Dubai Looks to End Reliance on Check-Based Rent Payments

Dubai Land Department

After dominating the Dubai rental landscape for years, checks may be on their way out.

The Dubai Land Department (DLD) recently announced that it has fully integrated the emirate’s “ejari” rental platform with the United Arab Emirates’ (UAE) direct debit system to encourage the use of recurring bank payments for rent.

Arabic for my rent, “ejari” is a government initiative intended to make sure all rental transactions in the emirate are clear and transparent. And because all contracts need to be submitted and recorded in a standard format on the platform, it creates trust between landlords and tenants and can be useful for solving any disputes that may arise.

While some real estate agents have already integrated direct debit payments into their contracts, until now, there was no support for this build into the ejari system. Instead, payments have traditionally been made via check, with renters handing over a series of post-dated checks each time they renew their contract.

Now, however, the ejari platform has been linked to the Central Bank of the UAE’s (CBUAE) noqodi digital payment system, which includes the national direct debit scheme.

The new initiative has been enabled through a partnership between DLD and Emirates NBD and will enable recurring payments between all banks that participate in the noqodi scheme.

Upon announcing the collaboration last year, Sultan Butti bin Mejren, the director general at DLD, explained that the move to enable direct debit payments was part of efforts to digitize services in the emirate according to the Dubai Paperless Strategy.

“Such collaborations will help facilitate and streamline the processes involved in the property market by employing progressive machinations on the path towards replacing the legacy systems in place,” he said at the time.

What’s interesting about noqodi is that it is more than just an interbank direct debit platform.

Launched in the summer of 2019, noqodi is a digital wallet and payment system created by the Dubai Department of Finance and Emaritech—a technology company owned by Dubai’s sovereign wealth fund, the Investment Corporation of Dubai.

Noqodi, which means “my money” in Arabic, allows businesses and individuals to securely pay high-volume transactions of up to millions of dirhams (1 million dirham is about $272,000) for a range of government and non-government fees under the digital platform Dubai Pay.

Toward Global Paperless Rental Payments

While rental payments in Dubai are overseen by the DLD and the ejari system, meaning that all tenancy contracts are administered via a centrally governed mediator, the advantages of a unified digital platform extend to other markets too.

Even in the U.S., where direct debit is more widely used to pay rent, paper checks remain commonplace.

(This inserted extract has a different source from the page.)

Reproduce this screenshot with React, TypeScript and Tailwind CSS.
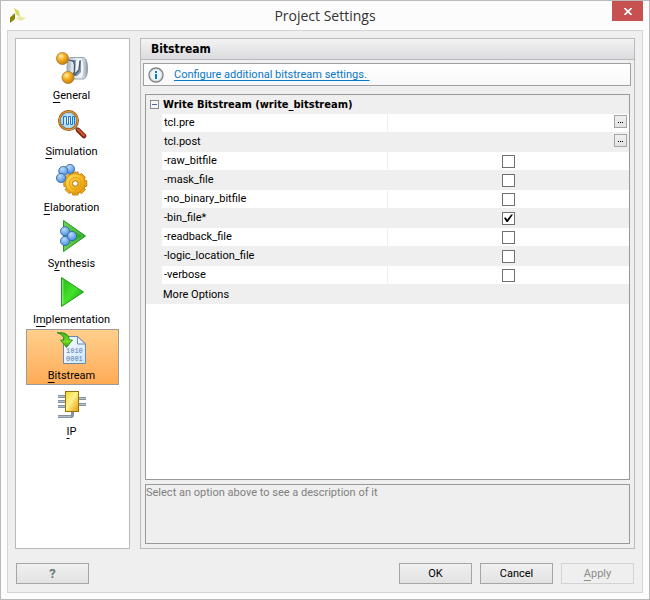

In fact, one PYMNTS study found that in 2021, 34% of business-to-business (B2B) real estate payments were still made with checks.

Presented with such an opportunity for digitization, a number of banks and PropTech platforms are looking to shake up the rental payments space.

For example, in October, JPMorgan Chase announced that it is rolling out a new digital payment platform for landlords and tenants called Story.

Explaining the need for such a solution, Sam Yen, the bank’s chief innovation officer said, “The vast majority of rent payments are still done through checks … if you talk to residents to this day, they often say ‘The only reason I still have a checkbook is to pay my rent.’ So there are lots of opportunities to provide efficiencies there.”